Now Proctor approached and took a seat beside Constance. She glanced up at him as he sat down, giving him the faintest smile. Then her gaze returned to the fire. The flickering light cast dark shadows over her violet eyes and dark bobbed hair.
Since her return, Proctor had taken it upon himself to look after her, knowing that this was what his employer would have wanted. Her troubled state roused uncharacteristically protective feelings within him — ironic, because under normal circumstances Constance was the last person to seek protection from another. And yet, without saying it, she seemed glad of his attentions.
She straightened in her chair. “Proctor, I’ve decided to go below.”
The abrupt announcement took him aback. “You mean — down there ? Where you lived before?”
She said nothing.
“Why?”
“To… teach myself to accept the inevitable.”

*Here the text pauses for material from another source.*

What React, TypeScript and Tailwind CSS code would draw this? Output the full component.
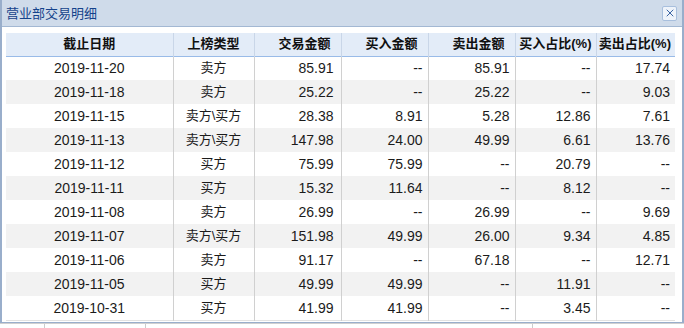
import { X } from 'lucide-react';

type Row = {
  date: string;
  kind: string;
  total: string;
  buy: string;
  sell: string;
  buyPct: string;
  sellPct: string;
};

const ROWS: Row[] = [
  { date: '2019-11-20', kind: '卖方', total: '85.91', buy: '--', sell: '85.91', buyPct: '--', sellPct: '17.74' },
  { date: '2019-11-18', kind: '卖方', total: '25.22', buy: '--', sell: '25.22', buyPct: '--', sellPct: '9.03' },
  { date: '2019-11-15', kind: '卖方\\买方', total: '28.38', buy: '8.91', sell: '5.28', buyPct: '12.86', sellPct: '7.61' },
  { date: '2019-11-13', kind: '卖方\\买方', total: '147.98', buy: '24.00', sell: '49.99', buyPct: '6.61', sellPct: '13.76' },
  { date: '2019-11-12', kind: '买方', total: '75.99', buy: '75.99', sell: '--', buyPct: '20.79', sellPct: '--' },
  { date: '2019-11-11', kind: '买方', total: '15.32', buy: '11.64', sell: '--', buyPct: '8.12', sellPct: '--' },
  { date: '2019-11-08', kind: '卖方', total: '26.99', buy: '--', sell: '26.99', buyPct: '--', sellPct: '9.69' },
  { date: '2019-11-07', kind: '卖方\\买方', total: '151.98', buy: '49.99', sell: '26.00', buyPct: '9.34', sellPct: '4.85' },
  { date: '2019-11-06', kind: '卖方', total: '91.17', buy: '--', sell: '67.18', buyPct: '--', sellPct: '12.71' },
  { date: '2019-11-05', kind: '买方', total: '49.99', buy: '49.99', sell: '--', buyPct: '11.91', sellPct: '--' },
  { date: '2019-10-31', kind: '买方', total: '41.99', buy: '41.99', sell: '--', buyPct: '3.45', sellPct: '--' },
];

const HEADERS = ['截止日期', '上榜类型', '交易金额', '买入金额', '卖出金额', '买入占比(%)', '卖出占比(%)'];
const WIDTHS = ['w-[167px]', 'w-[81px]', 'w-[87px]', 'w-[87px]', 'w-[87px]', 'w-[81px]', 'w-[79px]'];

const FONT = "font-['Liberation_Sans','Noto_Sans_CJK_SC',sans-serif]";

export default function App() {
  return (
    <div className={`w-[684px] h-[328px] overflow-hidden bg-white ${FONT}`}>
      {/* Dialog */}
      <div className="h-[323px] flex flex-col border-x-2 border-b border-[#99aecb] bg-white">
        <div className="h-[27px] flex items-center justify-between pl-[4px] pr-[5px] bg-[#cfdbea] border-b border-[#a3b8d3] shrink-0">
          <span className="text-[13px] text-[#15428b] leading-none">营业部交易明细</span>
          <button className="w-[15px] h-[15px] flex items-center justify-center rounded-[2px] border border-[#a8bfdd] bg-[#eef3fa] text-[#3a64a3]">
            <X size={12} strokeWidth={2} />
          </button>
        </div>

        <div className="flex-1 pl-[4px] pt-[6px] overflow-hidden">
          <table className="table-fixed border-collapse w-[669px] text-[14px] leading-[16px] text-[#1b1b1b]">
            <colgroup>
              {WIDTHS.map((w, i) => (
                <col key={i} className={w} />
              ))}
            </colgroup>
            <thead>
              <tr className="h-[23px] bg-[#e3ecf8] border-b border-[#99bbe8]">
                {HEADERS.map((h, i) => (
                  <th
                    key={h}
                    className={`p-0 text-[13px] font-bold text-[#111] whitespace-nowrap border-r border-[#c9d6e8] last:border-r-0 ${
                      i < 2 ? 'text-center' : 'text-right pr-[4px]'
                    } ${i < 5 && i > 1 ? 'pr-[10px]' : ''}`}
                  >
                    {h}
                  </th>
                ))}
              </tr>
            </thead>
            <tbody>
              {ROWS.map((r, i) => (
                <tr key={r.date} className={`h-[24px] ${i % 2 === 1 ? 'bg-[#f2f2f2]' : 'bg-white'}`}>
                  <td className="p-0 text-center border-r border-[#d0d0d0]">{r.date}</td>
                  <td className="p-0 text-center text-[13px] border-r border-[#d0d0d0]">{r.kind}</td>
                  <td className="p-0 text-right pr-[7px] border-r border-[#d0d0d0]">{r.total}</td>
                  <td className="p-0 text-right pr-[5px] border-r border-[#d0d0d0]">{r.buy}</td>
                  <td className="p-0 text-right pr-[5px] border-r border-[#d0d0d0]">{r.sell}</td>
                  <td className="p-0 text-right pr-[5px] border-r border-[#d0d0d0]">{r.buyPct}</td>
                  <td className="p-0 text-right pr-[5px]">{r.sellPct}</td>
                </tr>
              ))}
              <tr className="h-[2px] border-t border-[#e2e2e2]">
                <td colSpan={7} />
              </tr>
            </tbody>
          </table>
        </div>
      </div>

      {/* Page underneath, peeking below the dialog */}
      <div className="h-[5px] flex border-t border-[#d0d0d0]">
        <div className="w-[45px] border-r border-[#ccc]" />
        <div className="w-[101px] border-r border-[#ccc]" />
        <div className="w-[387px] border-r border-[#ccc]" />
        <div className="flex-1" />
      </div>
    </div>
  );
}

“Why can’t you do that here, with us? You can’t just go down there again.”
She turned and stared at him with such intensity that he was taken aback. He realized it was hopeless to change her mind. Perhaps this meant she was finally accepting that Pendergast was gone — that was progress, of sorts. Perhaps.
Now she rose from her chair. “I’ll write a note for Mrs. Trask, instructing what necessities to leave inside the service elevator. I’ll take one hot meal each evening at eight. But nothing for the first two nights, please — I feel over-ministered-to at present. Besides, Mrs. Trask will be away, and I wouldn’t want to discommode you.”

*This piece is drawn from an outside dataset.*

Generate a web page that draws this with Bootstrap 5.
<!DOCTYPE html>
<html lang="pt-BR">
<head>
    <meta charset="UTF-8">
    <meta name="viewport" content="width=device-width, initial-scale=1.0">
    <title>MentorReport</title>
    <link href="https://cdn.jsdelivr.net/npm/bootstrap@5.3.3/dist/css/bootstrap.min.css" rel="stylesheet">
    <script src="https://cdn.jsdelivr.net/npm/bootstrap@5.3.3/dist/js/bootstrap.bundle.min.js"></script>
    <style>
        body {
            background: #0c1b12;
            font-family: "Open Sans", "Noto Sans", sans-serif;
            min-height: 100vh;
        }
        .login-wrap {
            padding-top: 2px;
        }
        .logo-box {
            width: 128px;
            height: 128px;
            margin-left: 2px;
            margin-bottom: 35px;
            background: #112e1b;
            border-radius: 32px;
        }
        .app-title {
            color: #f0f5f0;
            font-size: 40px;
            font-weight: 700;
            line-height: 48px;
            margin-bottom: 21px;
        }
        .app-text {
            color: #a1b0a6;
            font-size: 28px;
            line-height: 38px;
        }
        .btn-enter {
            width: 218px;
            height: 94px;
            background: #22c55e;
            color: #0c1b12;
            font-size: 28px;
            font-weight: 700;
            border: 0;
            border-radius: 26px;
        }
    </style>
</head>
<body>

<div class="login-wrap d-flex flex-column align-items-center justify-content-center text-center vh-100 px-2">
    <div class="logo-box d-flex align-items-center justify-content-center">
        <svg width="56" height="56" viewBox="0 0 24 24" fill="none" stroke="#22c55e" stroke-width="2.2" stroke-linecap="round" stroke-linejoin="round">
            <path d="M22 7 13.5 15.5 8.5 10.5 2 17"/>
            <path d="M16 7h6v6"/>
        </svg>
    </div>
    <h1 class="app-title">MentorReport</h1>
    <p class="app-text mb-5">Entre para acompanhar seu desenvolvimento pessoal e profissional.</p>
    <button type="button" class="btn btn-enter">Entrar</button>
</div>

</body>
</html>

Proctor rose as well. He took hold of her arm. “Constance, you must listen to me—”
She glanced down at his hand, and then up into his face with a look that prompted him to immediately release his grasp.
“Thank you, Proctor, for respecting my wishes.”
Rising up on her toes, she surprised him again by lightly kissing his cheek. Then she turned, and — moving almost like a sleepwalker — headed to the far end of the library, where the service elevator was hidden behind a false set of bookcases. She swung open the twin bookcases, slipped inside the waiting elevator, closed it behind her — and was gone.
Proctor stared at the spot for a long moment. This was crazy. He shook his head and turned away. Once again, the absence of Pendergast was like a shadow cast over the mansion — and over him. He needed time to be alone, to think this through.
He walked out of the library, took a turn down the hall, opened a door that led into a carpeted hallway, and mounted a crooked staircase leading to the old servants’ quarters. Gaining the third-floor landing, he walked down another corridor until he reached the door to his small apartment of rooms. He opened it, stepped inside, and closed it behind him.